• **GOAL OF THE EXERCISE**
Copy exactly the lines from the beginning of the data down to and including the line holding "15.4A4.8 4.6 0", without any pictures.

— START OF INFORMATION SUPPLIED —

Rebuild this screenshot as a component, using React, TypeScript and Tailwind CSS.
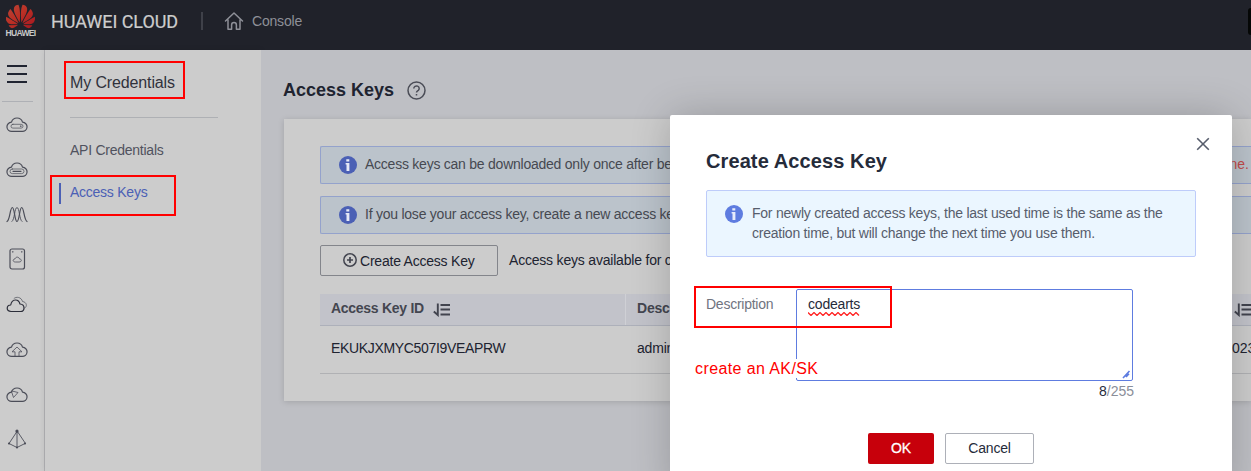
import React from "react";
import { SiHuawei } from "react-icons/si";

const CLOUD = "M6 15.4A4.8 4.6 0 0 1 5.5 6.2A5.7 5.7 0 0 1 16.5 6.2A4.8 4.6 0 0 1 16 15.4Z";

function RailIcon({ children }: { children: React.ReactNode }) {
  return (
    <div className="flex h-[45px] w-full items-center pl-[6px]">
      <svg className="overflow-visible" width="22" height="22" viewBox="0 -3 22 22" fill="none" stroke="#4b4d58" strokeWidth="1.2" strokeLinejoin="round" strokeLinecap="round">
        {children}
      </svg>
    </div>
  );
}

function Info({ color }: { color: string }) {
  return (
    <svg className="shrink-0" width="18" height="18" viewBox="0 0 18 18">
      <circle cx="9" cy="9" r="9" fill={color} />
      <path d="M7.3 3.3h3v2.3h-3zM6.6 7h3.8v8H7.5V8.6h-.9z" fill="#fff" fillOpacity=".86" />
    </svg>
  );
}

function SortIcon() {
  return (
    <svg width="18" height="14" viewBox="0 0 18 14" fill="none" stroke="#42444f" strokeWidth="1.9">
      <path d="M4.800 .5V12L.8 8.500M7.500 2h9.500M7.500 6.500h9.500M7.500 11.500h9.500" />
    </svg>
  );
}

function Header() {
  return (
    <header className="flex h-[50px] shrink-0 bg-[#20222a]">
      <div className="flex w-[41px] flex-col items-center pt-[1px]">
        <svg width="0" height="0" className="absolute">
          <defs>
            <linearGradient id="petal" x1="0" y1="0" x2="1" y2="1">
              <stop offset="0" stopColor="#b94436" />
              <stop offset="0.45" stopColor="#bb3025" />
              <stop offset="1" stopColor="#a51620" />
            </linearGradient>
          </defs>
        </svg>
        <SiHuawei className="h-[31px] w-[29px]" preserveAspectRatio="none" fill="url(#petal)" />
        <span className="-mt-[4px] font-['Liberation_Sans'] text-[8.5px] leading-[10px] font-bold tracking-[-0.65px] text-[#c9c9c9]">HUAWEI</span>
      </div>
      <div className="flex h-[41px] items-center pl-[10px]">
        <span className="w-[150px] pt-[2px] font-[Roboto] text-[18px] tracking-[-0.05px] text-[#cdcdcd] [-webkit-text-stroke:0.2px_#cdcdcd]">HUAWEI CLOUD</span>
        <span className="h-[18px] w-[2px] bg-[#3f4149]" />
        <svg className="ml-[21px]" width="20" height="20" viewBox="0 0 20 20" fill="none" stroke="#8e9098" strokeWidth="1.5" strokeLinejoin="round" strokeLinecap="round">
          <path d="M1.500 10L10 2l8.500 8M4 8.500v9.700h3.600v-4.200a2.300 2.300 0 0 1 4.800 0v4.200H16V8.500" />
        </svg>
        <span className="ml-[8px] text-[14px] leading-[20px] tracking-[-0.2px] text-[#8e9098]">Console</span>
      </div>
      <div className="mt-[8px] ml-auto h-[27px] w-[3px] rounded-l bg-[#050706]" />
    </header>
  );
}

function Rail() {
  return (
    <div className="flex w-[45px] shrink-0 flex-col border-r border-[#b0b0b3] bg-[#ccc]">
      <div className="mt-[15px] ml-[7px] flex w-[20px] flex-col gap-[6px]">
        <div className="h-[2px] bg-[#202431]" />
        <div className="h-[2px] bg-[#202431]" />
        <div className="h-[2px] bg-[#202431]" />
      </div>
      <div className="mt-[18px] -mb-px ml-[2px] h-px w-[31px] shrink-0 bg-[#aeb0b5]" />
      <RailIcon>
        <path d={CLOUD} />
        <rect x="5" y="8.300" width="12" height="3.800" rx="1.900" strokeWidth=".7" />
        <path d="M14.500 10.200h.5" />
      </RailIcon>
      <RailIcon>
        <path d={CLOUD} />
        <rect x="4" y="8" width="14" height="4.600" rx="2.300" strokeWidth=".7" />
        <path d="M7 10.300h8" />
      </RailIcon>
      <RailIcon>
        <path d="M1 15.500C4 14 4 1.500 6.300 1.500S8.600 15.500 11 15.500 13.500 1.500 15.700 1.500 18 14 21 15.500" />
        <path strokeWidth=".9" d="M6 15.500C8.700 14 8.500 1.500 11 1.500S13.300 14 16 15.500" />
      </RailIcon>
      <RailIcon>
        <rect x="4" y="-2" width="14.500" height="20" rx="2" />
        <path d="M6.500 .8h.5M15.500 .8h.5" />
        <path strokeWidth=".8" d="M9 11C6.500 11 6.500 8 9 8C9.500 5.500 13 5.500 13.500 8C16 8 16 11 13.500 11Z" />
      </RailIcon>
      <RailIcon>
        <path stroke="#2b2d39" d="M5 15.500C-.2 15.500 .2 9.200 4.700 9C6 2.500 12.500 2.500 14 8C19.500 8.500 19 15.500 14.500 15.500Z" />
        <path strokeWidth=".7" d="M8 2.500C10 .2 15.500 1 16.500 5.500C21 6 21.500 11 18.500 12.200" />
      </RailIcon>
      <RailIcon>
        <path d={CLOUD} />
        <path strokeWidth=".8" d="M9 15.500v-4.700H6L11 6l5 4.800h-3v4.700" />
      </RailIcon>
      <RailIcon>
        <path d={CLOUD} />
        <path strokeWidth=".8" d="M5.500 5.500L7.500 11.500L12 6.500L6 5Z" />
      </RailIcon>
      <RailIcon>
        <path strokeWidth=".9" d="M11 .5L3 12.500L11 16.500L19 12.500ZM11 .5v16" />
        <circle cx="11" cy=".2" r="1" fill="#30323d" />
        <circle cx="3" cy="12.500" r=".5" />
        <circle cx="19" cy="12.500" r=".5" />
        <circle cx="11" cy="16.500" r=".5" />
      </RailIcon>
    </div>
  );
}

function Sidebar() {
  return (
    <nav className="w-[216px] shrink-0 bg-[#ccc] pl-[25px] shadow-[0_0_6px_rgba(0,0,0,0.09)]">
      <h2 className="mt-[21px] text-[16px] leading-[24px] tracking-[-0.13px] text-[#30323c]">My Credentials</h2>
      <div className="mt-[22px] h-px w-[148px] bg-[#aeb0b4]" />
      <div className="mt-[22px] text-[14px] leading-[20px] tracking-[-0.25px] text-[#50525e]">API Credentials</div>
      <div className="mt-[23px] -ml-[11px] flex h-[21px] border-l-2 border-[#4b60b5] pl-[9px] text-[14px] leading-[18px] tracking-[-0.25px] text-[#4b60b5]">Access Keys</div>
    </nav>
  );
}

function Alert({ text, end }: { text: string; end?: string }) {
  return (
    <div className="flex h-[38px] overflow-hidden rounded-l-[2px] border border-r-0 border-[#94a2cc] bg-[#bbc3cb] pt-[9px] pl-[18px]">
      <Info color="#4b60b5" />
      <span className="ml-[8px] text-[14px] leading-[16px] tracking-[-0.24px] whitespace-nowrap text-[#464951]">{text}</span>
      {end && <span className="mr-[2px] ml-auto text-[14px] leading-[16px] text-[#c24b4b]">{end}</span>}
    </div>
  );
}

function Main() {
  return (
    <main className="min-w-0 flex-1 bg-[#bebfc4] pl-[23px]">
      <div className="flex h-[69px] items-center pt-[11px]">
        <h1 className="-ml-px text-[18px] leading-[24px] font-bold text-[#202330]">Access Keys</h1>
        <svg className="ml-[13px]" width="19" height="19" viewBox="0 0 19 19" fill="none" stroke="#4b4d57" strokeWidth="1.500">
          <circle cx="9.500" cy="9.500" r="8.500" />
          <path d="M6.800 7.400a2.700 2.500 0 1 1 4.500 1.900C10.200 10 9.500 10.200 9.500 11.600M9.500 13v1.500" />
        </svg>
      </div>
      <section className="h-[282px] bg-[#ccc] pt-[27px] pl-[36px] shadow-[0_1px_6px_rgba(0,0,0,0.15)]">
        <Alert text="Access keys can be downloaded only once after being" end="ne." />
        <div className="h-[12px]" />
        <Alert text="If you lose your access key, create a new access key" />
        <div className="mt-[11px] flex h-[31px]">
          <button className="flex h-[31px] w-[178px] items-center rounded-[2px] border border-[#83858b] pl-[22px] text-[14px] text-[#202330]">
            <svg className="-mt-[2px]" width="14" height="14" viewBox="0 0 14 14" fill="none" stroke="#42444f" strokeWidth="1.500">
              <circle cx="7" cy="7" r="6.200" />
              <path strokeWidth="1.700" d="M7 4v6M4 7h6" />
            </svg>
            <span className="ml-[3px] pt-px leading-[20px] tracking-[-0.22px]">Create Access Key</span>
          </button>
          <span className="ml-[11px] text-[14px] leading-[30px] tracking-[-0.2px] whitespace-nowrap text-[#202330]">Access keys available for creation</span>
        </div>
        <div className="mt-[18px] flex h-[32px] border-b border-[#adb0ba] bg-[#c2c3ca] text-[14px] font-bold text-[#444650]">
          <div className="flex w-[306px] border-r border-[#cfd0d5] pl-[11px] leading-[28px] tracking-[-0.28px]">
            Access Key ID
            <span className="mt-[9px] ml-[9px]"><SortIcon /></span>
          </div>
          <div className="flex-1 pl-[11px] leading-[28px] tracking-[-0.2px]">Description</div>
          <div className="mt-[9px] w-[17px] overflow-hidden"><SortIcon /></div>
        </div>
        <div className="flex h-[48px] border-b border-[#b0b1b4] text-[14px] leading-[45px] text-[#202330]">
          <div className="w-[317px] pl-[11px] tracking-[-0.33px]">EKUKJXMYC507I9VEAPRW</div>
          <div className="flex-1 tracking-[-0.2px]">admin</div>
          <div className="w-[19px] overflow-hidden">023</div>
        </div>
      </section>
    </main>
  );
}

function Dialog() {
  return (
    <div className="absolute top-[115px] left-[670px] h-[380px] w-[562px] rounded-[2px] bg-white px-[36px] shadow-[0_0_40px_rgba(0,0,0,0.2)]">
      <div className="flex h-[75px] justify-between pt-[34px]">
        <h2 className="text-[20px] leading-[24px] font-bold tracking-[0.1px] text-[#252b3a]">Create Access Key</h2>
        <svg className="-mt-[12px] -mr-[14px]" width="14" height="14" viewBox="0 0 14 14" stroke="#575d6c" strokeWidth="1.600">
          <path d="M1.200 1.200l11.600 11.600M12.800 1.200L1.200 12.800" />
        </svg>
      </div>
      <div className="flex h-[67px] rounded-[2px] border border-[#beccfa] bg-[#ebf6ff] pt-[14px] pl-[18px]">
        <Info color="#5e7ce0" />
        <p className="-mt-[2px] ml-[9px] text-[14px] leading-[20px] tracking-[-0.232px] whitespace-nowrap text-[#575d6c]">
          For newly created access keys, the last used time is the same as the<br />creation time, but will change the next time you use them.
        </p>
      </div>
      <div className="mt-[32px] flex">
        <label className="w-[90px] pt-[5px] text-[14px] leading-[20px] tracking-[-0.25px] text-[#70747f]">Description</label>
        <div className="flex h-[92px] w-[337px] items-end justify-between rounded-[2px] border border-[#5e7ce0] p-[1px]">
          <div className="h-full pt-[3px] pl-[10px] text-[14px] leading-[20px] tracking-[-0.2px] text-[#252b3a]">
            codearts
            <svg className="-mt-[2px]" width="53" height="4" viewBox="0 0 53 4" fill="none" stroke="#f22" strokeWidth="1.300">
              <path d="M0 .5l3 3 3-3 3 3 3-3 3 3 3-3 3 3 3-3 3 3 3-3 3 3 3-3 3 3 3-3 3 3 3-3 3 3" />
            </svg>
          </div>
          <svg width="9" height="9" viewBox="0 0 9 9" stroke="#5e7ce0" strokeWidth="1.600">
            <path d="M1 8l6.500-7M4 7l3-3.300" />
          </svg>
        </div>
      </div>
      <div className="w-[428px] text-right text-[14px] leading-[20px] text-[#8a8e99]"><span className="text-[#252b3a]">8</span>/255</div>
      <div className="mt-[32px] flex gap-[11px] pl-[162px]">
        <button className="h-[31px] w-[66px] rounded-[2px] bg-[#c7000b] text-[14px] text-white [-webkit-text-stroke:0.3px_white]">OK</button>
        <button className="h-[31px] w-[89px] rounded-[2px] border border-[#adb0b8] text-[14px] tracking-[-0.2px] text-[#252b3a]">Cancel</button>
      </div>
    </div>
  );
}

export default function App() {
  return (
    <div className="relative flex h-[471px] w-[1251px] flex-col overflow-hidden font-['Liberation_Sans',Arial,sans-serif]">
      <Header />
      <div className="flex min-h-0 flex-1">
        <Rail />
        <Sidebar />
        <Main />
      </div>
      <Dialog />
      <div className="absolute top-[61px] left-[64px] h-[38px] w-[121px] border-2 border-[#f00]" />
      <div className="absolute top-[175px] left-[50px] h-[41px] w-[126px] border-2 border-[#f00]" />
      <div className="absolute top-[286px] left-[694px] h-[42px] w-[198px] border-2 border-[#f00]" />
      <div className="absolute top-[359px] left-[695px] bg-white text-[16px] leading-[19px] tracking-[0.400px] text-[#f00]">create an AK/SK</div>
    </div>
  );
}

— END OF INFORMATION SUPPLIED —

• **EXERCISE SOLUTION**
Rebuild this screenshot as a component, using React, TypeScript and Tailwind CSS.
import React from "react";
import { SiHuawei } from "react-icons/si";

const CLOUD = "M6 15.4A4.8 4.6 0 0 1 5.5 6.2A5.7 5.7 0 0 1 16.5 6.2A4.8 4.6 0 0 1 16 15.4Z";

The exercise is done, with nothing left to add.